AIM: Your task is to repeat the lines below exactly, excluding any pictures they contain.

##############################

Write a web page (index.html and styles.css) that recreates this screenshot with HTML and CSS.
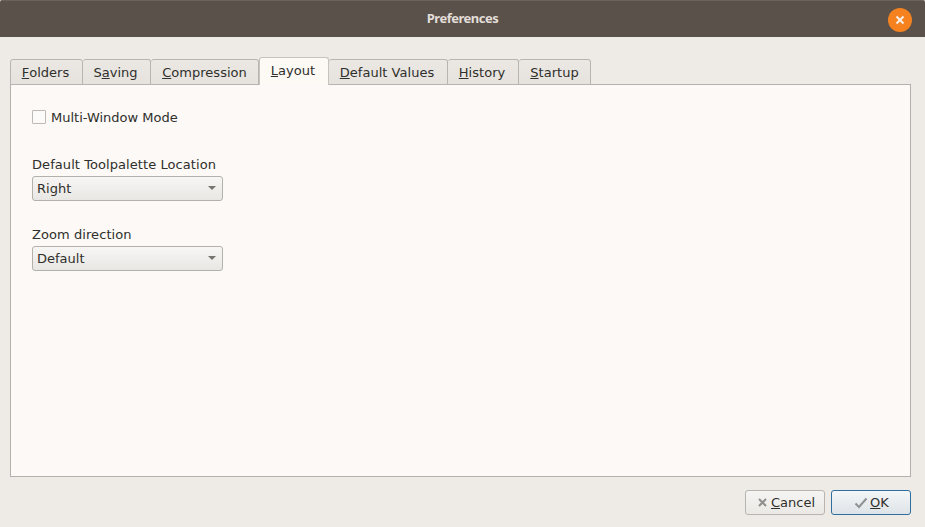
FILE: index.html
```html
<!DOCTYPE html>
<html lang="en">
<head>
<meta charset="utf-8">
<title>Preferences</title>
<link rel="stylesheet" href="styles.css">
</head>
<body>
<div class="window">
  <header class="titlebar">
    <span class="title">Preferences</span>
    <span class="close" aria-label="Close">
      <svg width="10" height="10" viewBox="0 0 10 10"><path d="M1.5 1.5 L8.5 8.5 M8.5 1.5 L1.5 8.5" stroke="#f4f0ea" stroke-width="2" fill="none"/></svg>
    </span>
  </header>
  <main class="content">
    <nav class="tabs">
      <span class="tab t1"><u>F</u>olders</span>
      <span class="tab t2">S<u>a</u>ving</span>
      <span class="tab t3"><u>C</u>ompression</span>
      <span class="tab t4 active"><u>L</u>ayout</span>
      <span class="tab t5"><u>D</u>efault Values</span>
      <span class="tab t6"><u>H</u>istory</span>
      <span class="tab t7"><u>S</u>tartup</span>
    </nav>
    <section class="panel">
      <label class="check"><span class="box"></span>Multi-Window Mode</label>
      <div class="field first">
        <div class="label">Default Toolpalette Location</div>
        <div class="combo"><span>Right</span><span class="arrow"></span></div>
      </div>
      <div class="field">
        <div class="label">Zoom direction</div>
        <div class="combo"><span>Default</span><span class="arrow"></span></div>
      </div>
    </section>
    <footer class="actions">
      <button class="btn">
        <svg width="11" height="11" viewBox="0 0 11 11"><path d="M2 2 L9 9 M9 2 L2 9" stroke="#8f8f8d" stroke-width="2" fill="none"/></svg>
        <span><u>C</u>ancel</span>
      </button>
      <button class="btn primary">
        <svg width="14" height="12" viewBox="0 0 14 12"><path d="M1.5 6.5 L5 10 L12.5 1.5" stroke="#8f9294" stroke-width="2" fill="none"/></svg>
        <span><u>O</u>K</span>
      </button>
    </footer>
  </main>
</div>
</body>
</html>
```
FILE: styles.css
```css
* { box-sizing: border-box; }
html, body { margin: 0; padding: 0; }
body {
  width: 925px;
  height: 527px;
  overflow: hidden;
  background: #eeebe7;
  font-family: "DejaVu Sans", sans-serif;
  font-size: 13px;
  color: #2f2f2b;
}
.window { display: flex; flex-direction: column; height: 527px; }
.titlebar {
  height: 37px;
  flex: none;
  display: flex;
  align-items: center;
  justify-content: center;
  position: relative;
  padding-bottom: 2px;
  background: #5a514b;
  border-top: 1px solid #6a625c;
  border-radius: 2px 2px 0 0;
}
.title {
  font-family: "Noto Sans", sans-serif;
  font-weight: 700;
  font-size: 13px;
  letter-spacing: -0.5px;
  color: #e2ddd8;
}
.close {
  position: absolute;
  right: 13px;
  top: 7px;
  width: 24px;
  height: 24px;
  border-radius: 50%;
  background: #f5821f;
  display: flex;
  align-items: center;
  justify-content: center;
}
.content {
  flex: 1;
  display: flex;
  flex-direction: column;
  padding: 20px 14px 12px 10px;
}
.tabs {
  display: flex;
  align-items: flex-end;
  height: 28px;
  flex: none;
  position: relative;
  z-index: 1;
  margin-bottom: -1px;
}
.tab {
  height: 26px;
  display: flex;
  align-items: center;
  justify-content: center;
  background: linear-gradient(#ebe8e4, #e6e3df);
  border: 1px solid #b8b4af;
  border-left-width: 0;
  border-radius: 3px 3px 0 0;
  padding: 1px 2px 0 0;
  letter-spacing: 0.03px;
  white-space: nowrap;
}
.t1 { width: 73px; border-left-width: 1px; }
.t2 { width: 68px; }
.t3 { width: 108px; padding-right: 0; }
.t4 { width: 70px; }
.t5 { width: 119px; }
.t6 { width: 71px; }
.t7 { width: 72px; padding-right: 0; }
.tab.active {
  height: 28px;
  background: #fdf9f5;
  border-color: #c6c2bd;
  border-left-width: 1px;
  border-bottom: 0;
  padding-top: 0;
  padding-bottom: 2px;
}
.panel {
  height: 393px;
  flex: none;
  background: #fcf9f6;
  border: 1px solid #b4b0ab;
  padding: 24px 21px;
}
.check { display: flex; align-items: center; height: 16px; }
.box {
  width: 14px;
  height: 14px;
  margin-right: 5px;
  background: #fdfbf9;
  border: 1px solid #bdb9b4;
  border-radius: 1px;
}
.field { margin-top: 21px; }
.field.first { margin-top: 27px; }
.label { height: 24px; line-height: 26px; letter-spacing: 0.07px; }
.combo {
  width: 191px;
  height: 25px;
  display: flex;
  align-items: center;
  justify-content: space-between;
  padding: 0 6px 1px 4px;
  border: 1px solid #b4b0ab;
  border-radius: 3px;
  background: linear-gradient(#f8f6f4, #e9e7e4);
}
.arrow {
  width: 0;
  height: 0;
  border-left: 4px solid transparent;
  border-right: 4px solid transparent;
  border-top: 4px solid #77756f;
}
.actions {
  display: flex;
  justify-content: flex-end;
  gap: 6px;
  margin-top: 13px;
}
.btn {
  width: 80px;
  height: 25px;
  display: flex;
  align-items: center;
  justify-content: center;
  gap: 3px;
  padding: 0 0 0 2px;
  font: inherit;
  color: inherit;
  border: 1px solid #b8b4af;
  border-radius: 3px;
  background: linear-gradient(#f6f4f2, #ebe9e6);
}
.btn.primary {
  gap: 2px;
  padding-left: 1px;
  border-color: #2f6f9f;
  background: linear-gradient(#f4f6f7, #dde3e7);
}
```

##############################

ANSWER TO THE PROBLEM:
Write a web page (index.html and styles.css) that recreates this screenshot with HTML and CSS.
FILE: index.html
```html
<!DOCTYPE html>
<html lang="en">
<head>
<meta charset="utf-8">
<title>Preferences</title>
<link rel="stylesheet" href="styles.css">
</head>
<body>
<div class="window">
  <header class="titlebar">
    <span class="title">Preferences</span>
    <span class="close" aria-label="Close">
      <svg width="10" height="10" viewBox="0 0 10 10"><path d="M1.5 1.5 L8.5 8.5 M8.5 1.5 L1.5 8.5" stroke="#f4f0ea" stroke-width="2" fill="none"/></svg>
    </span>
  </header>
  <main class="content">
    <nav class="tabs">
      <span class="tab t1"><u>F</u>olders</span>
      <span class="tab t2">S<u>a</u>ving</span>
      <span class="tab t3"><u>C</u>ompression</span>
      <span class="tab t4 active"><u>L</u>ayout</span>
      <span class="tab t5"><u>D</u>efault Values</span>
      <span class="tab t6"><u>H</u>istory</span>
      <span class="tab t7"><u>S</u>tartup</span>
    </nav>
    <section class="panel">
      <label class="check"><span class="box"></span>Multi-Window Mode</label>
      <div class="field first">
        <div class="label">Default Toolpalette Location</div>
        <div class="combo"><span>Right</span><span class="arrow"></span></div>
      </div>
      <div class="field">
        <div class="label">Zoom direction</div>
        <div class="combo"><span>Default</span><span class="arrow"></span></div>
      </div>
    </section>
    <footer class="actions">
      <button class="btn">
        <svg width="11" height="11" viewBox="0 0 11 11"><path d="M2 2 L9 9 M9 2 L2 9" stroke="#8f8f8d" stroke-width="2" fill="none"/></svg>
        <span><u>C</u>ancel</span>
      </button>
      <button class="btn primary">
        <svg width="14" height="12" viewBox="0 0 14 12"><path d="M1.5 6.5 L5 10 L12.5 1.5" stroke="#8f9294" stroke-width="2" fill="none"/></svg>
        <span><u>O</u>K</span>
      </button>
    </footer>
  </main>
</div>
</body>
</html>
```
FILE: styles.css
```css
* { box-sizing: border-box; }
html, body { margin: 0; padding: 0; }
body {
  width: 925px;
  height: 527px;
  overflow: hidden;
  background: #eeebe7;
  font-family: "DejaVu Sans", sans-serif;
  font-size: 13px;
  color: #2f2f2b;
}
.window { display: flex; flex-direction: column; height: 527px; }
.titlebar {
  height: 37px;
  flex: none;
  display: flex;
  align-items: center;
  justify-content: center;
  position: relative;
  padding-bottom: 2px;
  background: #5a514b;
  border-top: 1px solid #6a625c;
  border-radius: 2px 2px 0 0;
}
.title {
  font-family: "Noto Sans", sans-serif;
  font-weight: 700;
  font-size: 13px;
  letter-spacing: -0.5px;
  color: #e2ddd8;
}
.close {
  position: absolute;
  right: 13px;
  top: 7px;
  width: 24px;
  height: 24px;
  border-radius: 50%;
  background: #f5821f;
  display: flex;
  align-items: center;
  justify-content: center;
}
.content {
  flex: 1;
  display: flex;
  flex-direction: column;
  padding: 20px 14px 12px 10px;
}
.tabs {
  display: flex;
  align-items: flex-end;
  height: 28px;
  flex: none;
  position: relative;
  z-index: 1;
  margin-bottom: -1px;
}
.tab {
  height: 26px;
  display: flex;
  align-items: center;
  justify-content: center;
  background: linear-gradient(#ebe8e4, #e6e3df);
  border: 1px solid #b8b4af;
  border-left-width: 0;
  border-radius: 3px 3px 0 0;
  padding: 1px 2px 0 0;
  letter-spacing: 0.03px;
  white-space: nowrap;
}
.t1 { width: 73px; border-left-width: 1px; }
.t2 { width: 68px; }
.t3 { width: 108px; padding-right: 0; }
.t4 { width: 70px; }
.t5 { width: 119px; }
.t6 { width: 71px; }
.t7 { width: 72px; padding-right: 0; }
.tab.active {
  height: 28px;
  background: #fdf9f5;
  border-color: #c6c2bd;
  border-left-width: 1px;
  border-bottom: 0;
  padding-top: 0;
  padding-bottom: 2px;
}
.panel {
  height: 393px;
  flex: none;
  background: #fcf9f6;
  border: 1px solid #b4b0ab;
  padding: 24px 21px;
}
.check { display: flex; align-items: center; height: 16px; }
.box {
  width: 14px;
  height: 14px;
  margin-right: 5px;
  background: #fdfbf9;
  border: 1px solid #bdb9b4;
  border-radius: 1px;
}
.field { margin-top: 21px; }
.field.first { margin-top: 27px; }
.label { height: 24px; line-height: 26px; letter-spacing: 0.07px; }
.combo {
  width: 191px;
  height: 25px;
  display: flex;
  align-items: center;
  justify-content: space-between;
  padding: 0 6px 1px 4px;
  border: 1px solid #b4b0ab;
  border-radius: 3px;
  background: linear-gradient(#f8f6f4, #e9e7e4);
}
.arrow {
  width: 0;
  height: 0;
  border-left: 4px solid transparent;
  border-right: 4px solid transparent;
  border-top: 4px solid #77756f;
}
.actions {
  display: flex;
  justify-content: flex-end;
  gap: 6px;
  margin-top: 13px;
}
.btn {
  width: 80px;
  height: 25px;
  display: flex;
  align-items: center;
  justify-content: center;
  gap: 3px;
  padding: 0 0 0 2px;
  font: inherit;
  color: inherit;
  border: 1px solid #b8b4af;
  border-radius: 3px;
  background: linear-gradient(#f6f4f2, #ebe9e6);
}
.btn.primary {
  gap: 2px;
  padding-left: 1px;
  border-color: #2f6f9f;
  background: linear-gradient(#f4f6f7, #dde3e7);
}
```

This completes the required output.